H.R. 3990

Posted on

National Monument Creation and Protection Act, HR 3990

Back in October of 2017, Congressman Rob Bishop, chairman of the House Natural Resources Committee, introduced the “National Monument Creation and Protection Act.” Unlike what its name suggests, the legislation would only serve to undermine the Antiquities Act and weaken the protections offered to our public lands and waters. If passed, this bill would allow the president to shrink existing national monuments without consulting Congress, limit the size of new monuments, and stop the creation of new marine monuments.

Tell Congress to Vote NO on H.R. 3990
We must urge our representative to oppose this bill to protect our public lands and waters for present and future generations to come.

Rep. Greg Gianforte
Washington, DC Office: (202) 225-3211
Billings District Office: (406) 969-1736
Great Falls District Office: (406) 952-1280
Helena District Office: (406) 502-1435

Summary: H.R.3990

Introduced in House (10/06/2017)
National Monument Creation and Protection Act

This bill amends the Antiquities Act of 1906 to allow the President to declare by public proclamation an object or objects of antiquity (currently, historic landmarks, historic and prehistoric structures, and other objects of historic or scientific interest) that are situated on lands owned or controlled by the federal government to be national monuments. “Objects of antiquity” means relics, artifacts, human or animal skeletal remains, fossils, and certain buildings constructed before enactment of this bill.

The bill prescribes limits on land that may be declared to be a national monument based on acreage, proximity to other national monuments, whether it has been reviewed by the Department of the Interior or Agriculture (USDA) under the National Environmental Policy Act, and whether it has been approved by each county and state within whose boundaries it will be located.

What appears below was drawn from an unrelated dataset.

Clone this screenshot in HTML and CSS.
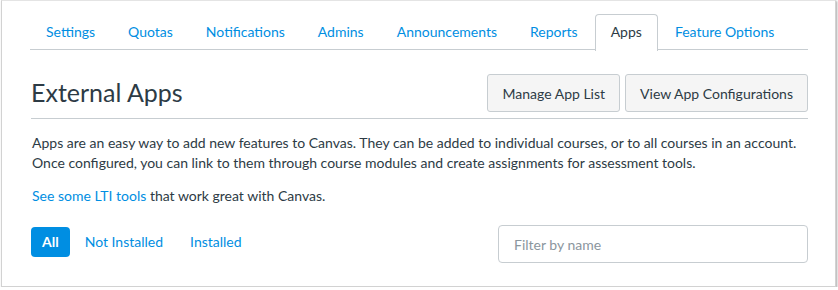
FILE: index.html
```html
<!DOCTYPE html>
<html>
<head>
<meta charset="utf-8">
<link rel="stylesheet" href="styles.css">
</head>
<body>
<div class="frame">
  <nav class="tabs">
    <a class="tab">Settings</a>
    <a class="tab">Quotas</a>
    <a class="tab">Notifications</a>
    <a class="tab">Admins</a>
    <a class="tab">Announcements</a>
    <a class="tab">Reports</a>
    <a class="tab active">Apps</a>
    <a class="tab">Feature Options</a>
  </nav>
  <div class="header">
    <h2 class="title">External Apps</h2>
    <div class="actions">
      <button class="btn">Manage App List</button>
      <button class="btn">View App Configurations</button>
    </div>
  </div>
  <p class="desc">Apps are an easy way to add new features to Canvas. They can be added to individual courses, or to all courses in an account. Once configured, you can link to them through course modules and create assignments for assessment tools.</p>
  <p class="lti"><a class="link">See some LTI tools</a> that work great with Canvas.</p>
  <div class="filters">
    <div class="pills">
      <a class="pill selected">All</a>
      <a class="pill">Not Installed</a>
      <a class="pill">Installed</a>
    </div>
    <input class="search" type="text" placeholder="Filter by name">
  </div>
</div>
</body>
</html>
```

FILE: styles.css
```css
* { box-sizing: border-box; }
html, body { margin: 0; padding: 0; background: #fff; }
body {
  font-family: Lato, "Noto Sans", sans-serif;
  color: #2D3B45;
  font-size: 14px;
}
.frame {
  margin-left: 1px;
  width: 835px;
  height: 287px;
  border: 1px solid #d2d2d2;
  border-top-color: #e4e4e4;
  box-shadow: 1px 1px 2px rgba(0,0,0,0.35);
  padding: 13px 27px 0 29px;
}
.tabs {
  display: flex;
  border-bottom: 1px solid #C7CDD1;
  height: 36px;
  padding-left: 0;
  margin-left: -1px;
}
.tab {
  display: flex;
  align-items: center;
  padding: 0 15px 3px;
  height: 36px;
  color: #008EE2;
  border: 1px solid transparent;
  border-bottom: none;
  border-radius: 4px 4px 0 0;
  margin-right: 1px;
}
.tab.active {
  color: #2D3B45;
  background: #fff;
  border-color: #C7CDD1;
  margin-bottom: -1px;
  height: 37px;
}
.header {
  display: flex;
  align-items: center;
  justify-content: space-between;
  margin-top: 24px;
  padding-bottom: 6px;
  border-bottom: 1px solid #C7CDD1;
}
.title {
  margin: 0 0 3px;
  font-size: 25px;
  font-weight: 400;
  padding-left: 0;
}
.actions { display: flex; gap: 5px; }
.btn {
  font-family: inherit;
  font-size: 14px;
  color: #2D3B45;
  background: #F5F5F5;
  border: 1px solid #C7CDD1;
  border-radius: 3px;
  height: 38px;
  padding: 0 14px;
}
.desc {
  margin: 14px 0 0;
  line-height: 20px;
  padding-left: 1px;
}
.lti {
  margin: 13px 0 0;
  line-height: 20px;
  padding-left: 1px;
}
.link { color: #008EE2; }
.filters {
  display: flex;
  justify-content: space-between;
  align-items: center;
  margin-top: 19px;
}
.pills { display: flex; gap: 3px; margin-top: -5px; }
.pill {
  display: flex;
  align-items: center;
  height: 30px;
  padding: 0 12px;
  color: #008EE2;
  border-radius: 4px;
}
.pill.selected {
  background: #008EE2;
  color: #fff;
  font-weight: 700;
  padding: 0 11px;
}
.search {
  width: 310px;
  height: 38px;
  border: 1px solid #C7CDD1;
  border-radius: 4px;
  padding: 0 15px;
  font-family: inherit;
  font-size: 14px;
  color: #2D3B45;
}
.search::placeholder { color: #8B969E; }
```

Such limitation shall not apply to a designation made to prevent imminent and irreparable harm to the object or objects of antiquity to be protected. Such exception shall end after one year and may be used only once.

The President may reduce the size of any declared national monument: (1) by 85,000 acres or less; or (2) by more than 85,000 acres only if the reduction has been approved by each county and state within whose boundaries the monument will be located and reviewed by Interior or USDA under the National Environmental Policy Act. The bill prohibits any land from being declared as a national monument in a configuration that would place non-federally owned property within the monument without first obtaining the owners’ written consent.


10/06/2017 Introduced in House
10/06/2017 Referred to the House Committee on Natural Resources.
10/11/2017 Committee Consideration and Mark-up Session Held.
10/11/2017 Ordered to be Reported (Amended) by the Yeas and Nays: 23 – 17.
12/19/2018 Reported (Amended) by the Committee on Natural Resources. H. Rept. 115-1081.
12/19/2018 Placed on the Union Calendar, Calendar No. 840.

Floor Action

1. Legislation is placed on the Calendar
House: Bills are placed on one of four House Calendars. The Speaker of the House and the Majority Leader decide what will reach the floor and when.
Senate: Legislation is placed on the Legislative Calendar. There is also an Executive calendar to deal with treaties and nominations. Scheduling of legislation is the job of the Majority Leader. Bills can be brought to the floor whenever a majority of the Senate chooses.
2. Debate
House: Debate is limited by the rules formulated in the Rules Committee. The Committee of the Whole debates and amends the bill but cannot technically pass it. Debate is guided by the Sponsoring Committee and time is divided equally between proponents and opponents. The Committee decides how much time to allot to each person. Amendments must be germane to the subject of a bill – no riders are allowed. The bill is reported back to the House (to itself) and is voted on. A quorum call is a vote to make sure that there are enough members present (218) to have a final vote. If there is not a quorum, the House will adjourn or will send the Sergeant at Arms out to round up missing members.
Senate: debate is unlimited unless cloture is invoked. Members can speak as long as they want and amendments need not be germane – riders are often offered. Entire bills can therefore be offered as amendments to other bills. Unless cloture is invoked, Senators can use a filibuster to defeat a measure by “talking it to death.
3. Vote
The bill is voted on. If passed, it is then sent to the other chamber unless that chamber already has a similar measure under consideration. If either chamber does not pass the bill then it dies. If the House and Senate pass the same bill then it is sent to the President. If the House and Senate pass different bills they are sent to Conference Committee. Most major legislation goes to a Conference Committee.